Often however you just want the graphics to sit there looking pretty and let the canvas itself handle interactions:
ticker = viewport.create_text(
500, 50, text="Double-click anywhere",
anchor="center", justify="center",
font="Helvetica 18 bold", fill="white")
viewport.bind("<Double-Button-1>",
lambda e: viewport.itemconfigure(
ticker, text="received {0}x{1}".format(e.x, e.y)))
You can even control when items are and aren't interactive:
viewport.itemconfigure(
"button", disabledfill="darkgray", state="disabled")
Other states include "normal", or even "hidden", and there are other things you can do with items, such as reposition them in absolute terms, or decide which show up on top of others (note that the opposite of lower is lift, because raise is a keyword in Python):
viewport.coords(ticker, 550, 75)
viewport.lower(ticker)
Anyway, before I show you how to add the occasional menu and button (briefly, because anything more would take a whole book), let's talk a moment about resizing the window. You can query the game's size at any time with viewport.winfo_width() and viewport.winfo_height() (only after the main loop starts), or you can handle the Configure event:
viewport.bind("<Configure>", lambda e: viewport.itemconfigure(
ticker, text="size: {0}x{1}".format(e.width, e.height)))
Beware that it fires a lot, not just when you resize the window, and if you redraw the screen every time, that's going to show on older computers for anything more than a couple hundred items or so. The canvas widget has a scale method, but it's not so good for this use case, either. If all this seems too complicated, you might want to just make the window fixed-size, like this:
top.resizable(0, 0)
Now for something entirely different: how do you prevent the player from accidentally closing the window just when the game was going well? For that, you first need to import another module:
from tkinter.messagebox import askyesno, showinfo
works in Python 3, and in Python 2 you do instead:
from tkMessageBox import askyesno, showinfo
Either way, now you can write a function to handle it:
def confirmed_quit(window):
answer = askyesno(
parent=window, message="Quit game?",
title="Are you sure?", icon="question")
if answer:
window.destroy()
top.bind("<Key-Escape>", lambda event: confirmed_quit(top))

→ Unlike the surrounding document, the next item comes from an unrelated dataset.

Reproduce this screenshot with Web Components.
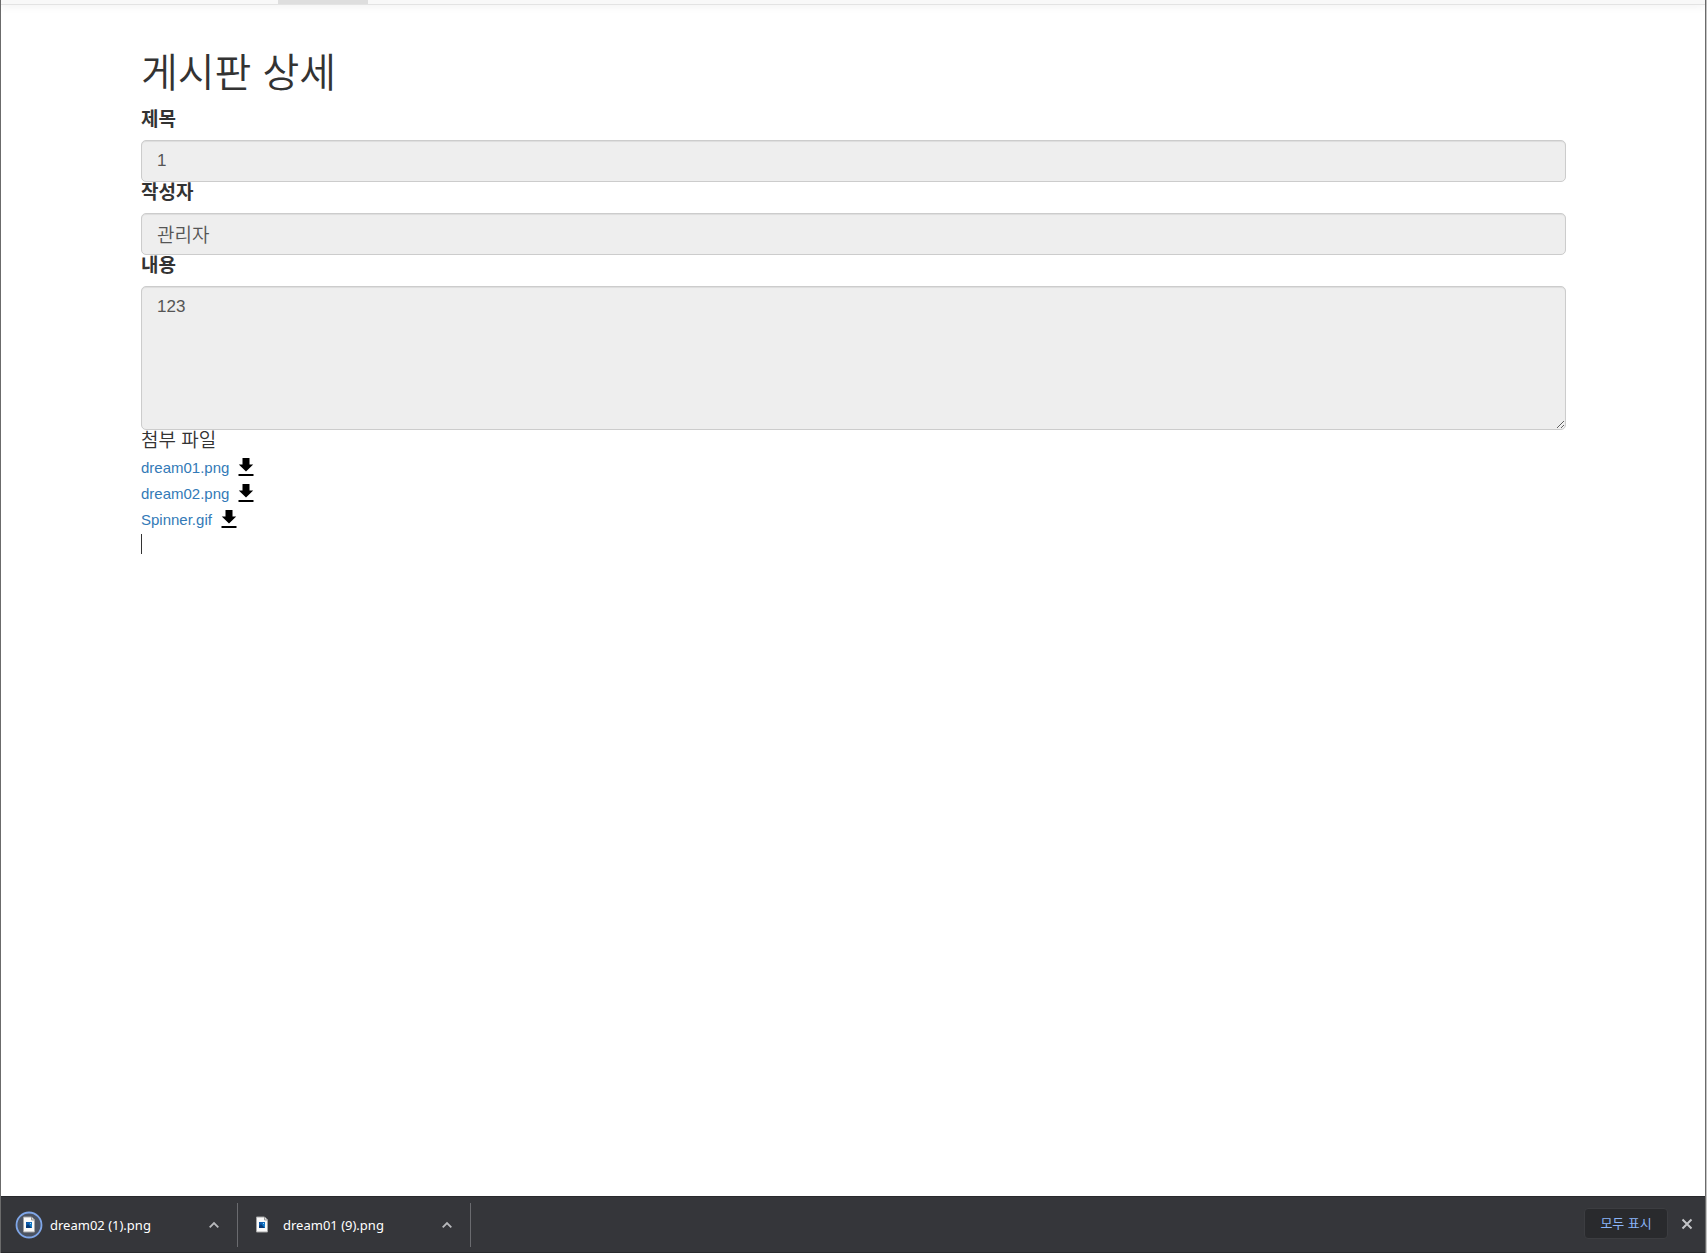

top.protocol("WM_DELETE_WINDOW", lambda: confirmed_quit(top))
That's how you can do key events, too; note how closing the window works differently, but to us it's the same thing in the end.
Last but not least, let's see how to make and show a menu. Just one, and small at that:
game_menu = Menu(top, tearoff=0)
game_menu.add_command(
label="Help", underline=0, accelerator="F1",
command=lambda:showinfo(
"Help", "See below", parent=top))
game_menu.add_separator()
game_menu.add_command(
label="Quit", underline=0, accelerator="Ctrl-Q",
command=lambda:confirmed_quit(top))
To show it off, the most obvious way is via right-click:
top.bind('<3>', lambda e: game_menu.post(e.x_root, e.y_root))
Beware that on Macs that would be button 2 instead. Also note the use of x_root and y_root instead of the usual x and y, because the post method of a menu expects screen-absolute coordinates. Finally, the accelerator keys are just there for the show, you need to do the actual key bindings yourself:
top.bind("<Key-F1>", lambda event: showinfo(
"Help", "See below", parent=top))
top.bind("<Control-q>", lambda event: confirmed_quit(top))
The trouble with that is, people would have to guess the game has a context menu (or read the manual). A better solution is to have a button on screen that they can see right away. And for that we first need to import another module:
from tkinter import ttk # For Python 3
# or
import ttk # For Python 2
We could do without that step, but this way we get modern, native widgets on all platforms, better-looking and more accessible:
menu_button = ttk.Menubutton(
viewport, text="Game", underline=0, menu=game_menu)
viewport.create_window(32, 32, window=menu_button, anchor="nw")
top.bind("<Key-F10>",
lambda event: menu_button.event_generate("<<Invoke>>"))
top.bind("<Key-Menu>",
lambda event: menu_button.event_generate("<<Invoke>>"))
Note how we declare the menu button as subordinate to the canvas widget, so we can put it there, and not in some toolbar. It otherwise behaves like any other canvas item. And of course you can also have an ordinary button that does something itself when pressed:
help_button = ttk.Button(
viewport, text="Help", underline=0,
image=ihelp, compound="left",
command=lambda: showinfo(
"Help", "See below", parent=top))
viewport.create_window(
800 - 32, 600 - 32,
window=help_button, anchor="se")
Without the compound argument, the image would replace the button text entirely (but it's still a good idea to leave it there). And of course you'd need to see about repositioning the button when the window resizes — the price we pay for not going into the much more complex topic of GUI layouts.
But you can learn all that and more from tkdocs.com — an ample online book that also covers more languages (Tcl, Perl and Ruby) and points to the reference documentation where suitable. Speaking of which, Python's reference manual links to even more tutorials you can use as a starting point. Hope this helps!